Open Access

ARTICLE

Comparison among Classical, Probabilistic and Quantum Algorithms for Hamiltonian Cycle Problem

Giuseppe Corrente^1,2,*, Carlo Vincenzo Stanzione^3,4, Vittoria Stanzione⁵

1 Computer Science Department, Università di Torino, Torino, Italy
2 Computer Science Department, ITIS Avogadro Serale, Torino, Italy
3 Computer Engineering Department (DII), Università Degli Studi di Pisa, Pisa, 56122, Italy
4 Justonearth SRL, Roma, 00168, Italy
5 Physics Deparment E.Fermi, Università Degli Studi di Pisa, Pisa, 56127, Italy

* Corresponding Author: Giuseppe Corrente.

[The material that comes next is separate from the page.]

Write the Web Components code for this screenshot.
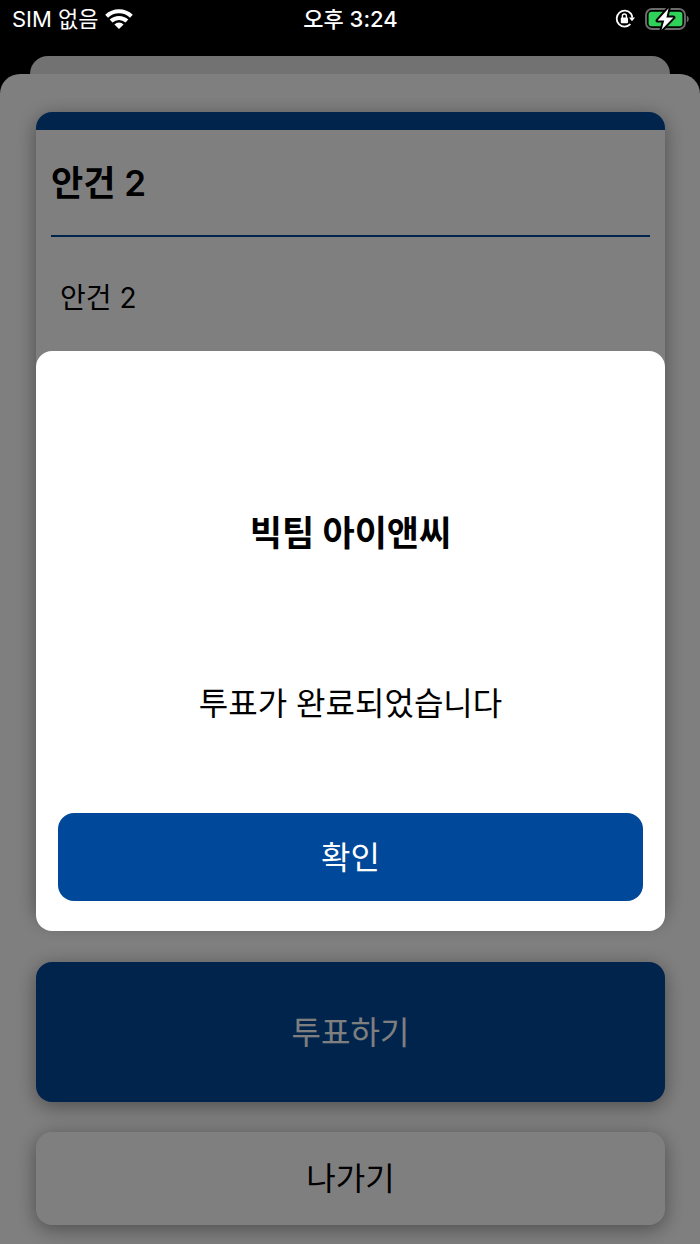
<!DOCTYPE html>
<html lang="ko">
<head>
<meta charset="utf-8">
<meta name="viewport" content="width=device-width, initial-scale=1">
<title>안건 2</title>
<style>
  html, body { margin: 0; height: 100%; }
  body { background: #000; color: #000; font-family: Inter, "Noto Sans CJK KR", sans-serif; }
</style>
</head>
<body>
<vote-screen>
  <status-bar slot="status" carrier="SIM 없음" time="오후 3:24"></status-bar>
  <agenda-card>
    <span slot="title">안건 2</span>
    <span slot="text">안건 2</span>
  </agenda-card>
  <action-button slot="actions" variant="vote">투표하기</action-button>
  <action-button slot="actions" variant="leave">나가기</action-button>
  <alert-modal slot="modal">
    <span slot="title">빅팀 아이앤씨</span>
    <span slot="message">투표가 완료되었습니다</span>
    <action-button slot="action" variant="confirm">확인</action-button>
  </alert-modal>
</vote-screen>

<script>
class ShadowElement extends HTMLElement {
  constructor() {
    super();
    const template = document.createElement('template');
    template.innerHTML = this.constructor.markup;
    this.attachShadow({ mode: 'open' }).append(template.content.cloneNode(true));
  }
}

customElements.define('vote-screen', class extends ShadowElement {
  static markup = `
    <style>
      :host { display: flex; flex-direction: column; min-height: 100%; position: relative; background: #000; }
      .back { height: 18px; margin: 56px 30px 0; border-radius: 18px 18px 0 0; background: #e4e4e4; }
      .sheet { flex: 1; display: flex; flex-direction: column; gap: 44px; padding: 38px 35px 19px 36px;
               border-radius: 20px 20px 0 0; background: #fff; }
      .body { flex: 1; display: grid; }
      .actions { display: grid; gap: 30px; }
      .dim { position: absolute; inset: 0; display: grid; align-items: center; box-sizing: border-box;
             padding: 38px 35px 0 36px; background: rgba(0, 0, 0, .5); }
      .status { position: absolute; top: 0; left: 0; right: 0; }
    </style>
    <div class="back"></div>
    <main class="sheet">
      <div class="body"><slot></slot></div>
      <div class="actions"><slot name="actions"></slot></div>
    </main>
    <div class="dim"><slot name="modal"></slot></div>
    <div class="status"><slot name="status"></slot></div>`;
});

customElements.define('status-bar', class extends ShadowElement {
  static markup = `
    <style>
      :host { display: grid; grid-template-columns: 1fr auto 1fr; align-items: center; height: 38px;
              padding: 0 11px 0 12px; color: #fff; font-size: 22px; line-height: 38px; }
      .left, .right { display: flex; align-items: center; gap: 6px; }
      .right { justify-content: flex-end; gap: 10px; }
      .time { font-weight: 500; }
      svg { display: block; }
    </style>
    <div class="left">
      <span class="carrier"></span>
      <svg width="28" height="20" viewBox="0 0 28 20" aria-label="Wi-Fi">
        <g fill="none" stroke="#fff" stroke-width="4.1">
          <path d="M1.6 7.2a18 18 0 0 1 24.8 0"/>
          <path d="M6.1 12.1a11.6 11.6 0 0 1 15.8 0"/>
        </g>
        <path fill="#fff" d="M9.4 15.4a6.7 6.7 0 0 1 9.2 0L14 20z"/>
      </svg>
    </div>
    <div class="time"></div>
    <div class="right">
      <svg width="20" height="20" viewBox="0 0 20 20" aria-label="화면 방향 고정">
        <path fill="none" stroke="#fff" stroke-width="1.8" d="M15.9 4.6A8 8 0 1 0 15.4 15.2M15.9 4.6a8 8 0 0 1 1.4 4"/>
        <path fill="#fff" d="M14 8.4h6l-3 3.8z"/>
        <rect x="5.8" y="8.6" width="7.2" height="5.6" rx="1" fill="#fff"/>
        <path fill="none" stroke="#fff" stroke-width="1.4" d="M7.4 9V7a2 2 0 0 1 4 0v2"/>
      </svg>
      <svg width="44" height="24" viewBox="0 0 44 24" aria-label="충전 중">
        <rect x="1" y="2" width="39" height="20" rx="6" fill="none" stroke="#6b6b6b" stroke-width="1.9"/>
        <rect x="3.6" y="4.8" width="33.8" height="14.4" rx="3" fill="#30d158"/>
        <path fill="#6b6b6b" d="M41.8 8.7c2.6 1 2.6 5.6 0 6.6z"/>
        <path fill="#fff" stroke="#000" stroke-width="4" stroke-linejoin="round" paint-order="stroke"
              d="M23.6 1.2 12.6 13.6h6.6L16.6 22.8 28.4 10.4h-7z"/>
      </svg>
    </div>`;
  connectedCallback() {
    this.shadowRoot.querySelector('.carrier').textContent = this.getAttribute('carrier');
    this.shadowRoot.querySelector('.time').textContent = this.getAttribute('time');
  }
});

customElements.define('agenda-card', class extends ShadowElement {
  static markup = `
    <style>
      :host { display: block; border-radius: 16px; background: #fff; box-shadow: 0 4px 20px rgba(0, 0, 0, .4); }
      .stripe { height: 18px; border-radius: 16px 16px 0 0; background: #004899; }
      .content { padding: 0 15px; }
      h1 { margin: 0; padding: 33px 0 32px; border-bottom: 2px solid #004899;
           font-size: 35px; font-weight: 600; line-height: 40px; }
      p { margin: 41px 9px; font-size: 28px; line-height: 40px; }
    </style>
    <div class="stripe"></div>
    <div class="content">
      <h1><slot name="title"></slot></h1>
      <p><slot name="text"></slot></p>
    </div>`;
});

customElements.define('action-button', class extends ShadowElement {
  static markup = `
    <style>
      :host { display: grid; }
      button { margin: 0; padding: 25px 16px 23px; border: 0; border-radius: 16px; background: #004899; color: #fff;
               font: inherit; font-size: 32px; line-height: 40px; cursor: pointer; }
      :host([variant="vote"]) button { padding: 51px 16px 49px; box-shadow: 0 4px 20px rgba(0, 0, 0, .4); }
      :host([variant="leave"]) button { padding: 27px 16px 26px; background: #fff; color: #000;
               box-shadow: 0 4px 20px rgba(0, 0, 0, .4); }
    </style>
    <button type="button"><slot></slot></button>`;
});

customElements.define('alert-modal', class extends ShadowElement {
  static markup = `
    <style>
      :host { display: block; }
      section { display: grid; padding: 162px 22px 30px; border-radius: 16px; background: #fff; text-align: center; }
      h2 { margin: 0 0 131px; font-size: 35px; font-weight: 700; line-height: 40px; }
      p { margin: 0 0 89px; font-size: 32px; line-height: 40px; }
    </style>
    <section role="dialog" aria-modal="true" aria-labelledby="title" aria-describedby="message">
      <h2 id="title"><slot name="title"></slot></h2>
      <p id="message"><slot name="message"></slot></p>
      <slot name="action"></slot>
    </section>`;
});
</script>
</body>
</html>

Email:

Journal of Quantum Computing 2023, 5, 55-70. https://doi.org/10.32604/jqc.2023.044786

Received 09 August 2023; Accepted 02 November 2023; Issue published 14 December 2023

Abstract

The Hamiltonian cycle problem (HCP), which is an NP-complete problem, consists of having a graph G with nodes and m edges and finding the path that connects each node exactly once. In this paper we compare some algorithms to solve a Hamiltonian cycle problem, using different models of computations and especially the probabilistic and quantum ones. Starting from the classical probabilistic approach of random walks, we take a step to the quantum direction by involving an ad hoc designed Quantum Turing Machine (QTM), which can be a useful conceptual project tool for quantum algorithms. Introducing several constraints to the graphs, our analysis leads to not-exponential speedup improvements to the best-known algorithms. In particular, the results are based on bounded degree graphs (graphs with nodes having a maximum number of edges) and graphs with the right limited number of nodes and edges to allow them to outperform the other algorithms.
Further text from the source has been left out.